8. Burnt Offerings (1976) : Genre god Dan Curtis (Dark Shadows, The Night Stalker) helmed this theatrical feature in which Oliver Reed, accompanied by his wife, young son and mother-in-law become summer caretakers for a gothic country mansion that soon exerts an unearthly influence and brings out their sinister sides. The movie is a slow burn that leads to a genuinely shocking ending, and if I were a betting man, I’d lay odds that Stephen King was at least partially influenced by this when he wrote The Shining.

9. The Boogens (1981) : This fun, gory creature feature popped up in the middle of the early-80s slasher cycle and was a welcome relief from the onslaught of films featuring cardboard characters getting diced by masked maniacs. When a Colorado silver mine is reopened, hordes of scaly, mutated creatures get loose and commence killing every small town citizen in their path. It’s worth seeking out if for no other reason than to witness the scene in which a poodle is yanked through a tiny heating vent and pulverized.

10. A Cold Night's Death (1973) : The 1970s was the golden age of horror, and even small screen offerings were better than most genre material today.
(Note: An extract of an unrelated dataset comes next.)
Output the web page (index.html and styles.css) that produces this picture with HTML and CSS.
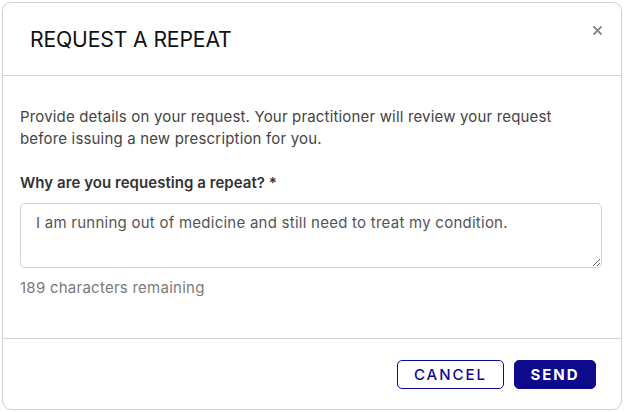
FILE: index.html
```html
<!DOCTYPE html>
<html>
<head>
<meta charset="utf-8">
<link rel="stylesheet" href="styles.css">
</head>
<body>
<div class="modal">
  <div class="modal-header">
    <h1 class="title">REQUEST A REPEAT</h1>
    <button class="close" aria-label="Close">
      <svg width="9" height="9" viewBox="0 0 9 9"><path d="M1 1L8 8M8 1L1 8" stroke="#8a8a8a" stroke-width="1.8" stroke-linecap="round"/></svg>
    </button>
  </div>
  <div class="modal-body">
    <p class="intro">Provide details on your request. Your practitioner will review your request before issuing a new prescription for you.</p>
    <label class="label">Why are you requesting a repeat? *</label>
    <textarea class="reason">I am running out of medicine and still need to treat my condition.</textarea>
    <div class="remaining">189 characters remaining</div>
  </div>
  <div class="modal-footer">
    <button class="btn btn-outline">CANCEL</button>
    <button class="btn btn-solid">SEND</button>
  </div>
</div>
</body>
</html>
```
FILE: styles.css
```css
html, body {
  margin: 0;
  padding: 0;
  background: #ffffff;
}
body {
  padding: 2px;
  font-family: Inter, "Liberation Sans", sans-serif;
}
.modal {
  width: 620px;
  height: 408px;
  border: 1px solid #cfcfcf;
  border-radius: 9px;
  box-sizing: border-box;
  display: flex;
  flex-direction: column;
  background: #fff;
}
.modal-header {
  height: 73px;
  border-bottom: 1px solid #d4d4d4;
  display: flex;
  align-items: flex-start;
  justify-content: space-between;
  box-sizing: border-box;
  padding: 0 19px 0 27px;
}
.title {
  margin: 23px 0 0 0;
  font-size: 21.2px;
  font-weight: 400;
  color: #111;
  letter-spacing: -0.15px;
  line-height: 26px;
}
.close {
  border: none;
  background: none;
  padding: 0;
  margin-top: 23px;
  width: 9px;
  height: 9px;
  display: flex;
}
.modal-body {
  padding: 30px 19px 0 17px;
  height: 263px;
  box-sizing: border-box;
  border-bottom: 1px solid #d4d4d4;
}
.intro {
  margin: 0;
  font-size: 15px;
  line-height: 22px;
  color: #444;
  letter-spacing: 0.17px;
}
.label {
  display: block;
  margin-top: 22px;
  font-size: 15px;
  font-weight: 600;
  color: #333;
  letter-spacing: 0.05px;
  line-height: 22px;
}
.reason {
  display: block;
  margin-top: 9px;
  width: 582px;
  height: 65px;
  box-sizing: border-box;
  border: 1px solid #d2d2d2;
  border-radius: 5px;
  padding: 9px 15px;
  font-family: Inter, "Liberation Sans", sans-serif;
  font-size: 15px;
  letter-spacing: 0.25px;
  line-height: 20px;
  color: #555;
  resize: vertical;
  outline: none;
}
.remaining {
  margin-top: 9px;
  font-size: 15px;
  letter-spacing: 0.25px;
  color: #7a7a7a;
  line-height: 22px;
}
.modal-footer {
  flex: 1;
  display: flex;
  justify-content: flex-end;
  align-items: flex-start;
  gap: 10px;
  padding: 21px 25px 0 0;
}
.btn {
  height: 29px;
  box-sizing: border-box;
  border-radius: 5px;
  font-family: Inter, "Liberation Sans", sans-serif;
  font-size: 15px;
  font-weight: 600;
  letter-spacing: 2px;
  cursor: pointer;
  padding: 0;
}
.btn-outline {
  width: 107px;
  border: 1px solid #0e0a8c;
  background: #fff;
  color: #0e0a8c;
  font-weight: 500;
}
.btn-solid {
  width: 82px;
  border: 1px solid #0e0a8c;
  background: #0e0a8c;
  color: #fff;
  font-weight: 700;
}
```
This telefilm, produced by Aaron Spelling long before his 90210 days, features Robert Culp and Eli Wallach as scientists sent to an Arctic research base (shades of The Thing) to conduct isolation research on a group of primates, is a case study of mood and chilling atmosphere. It seems that the last team of scientists all turned up dead, and our two heroes soon begin to think that supernatural forces might be at work... or is it something else altogether? The film is incredibly difficult to track down, but the twist ending alone makes it worth the hunt.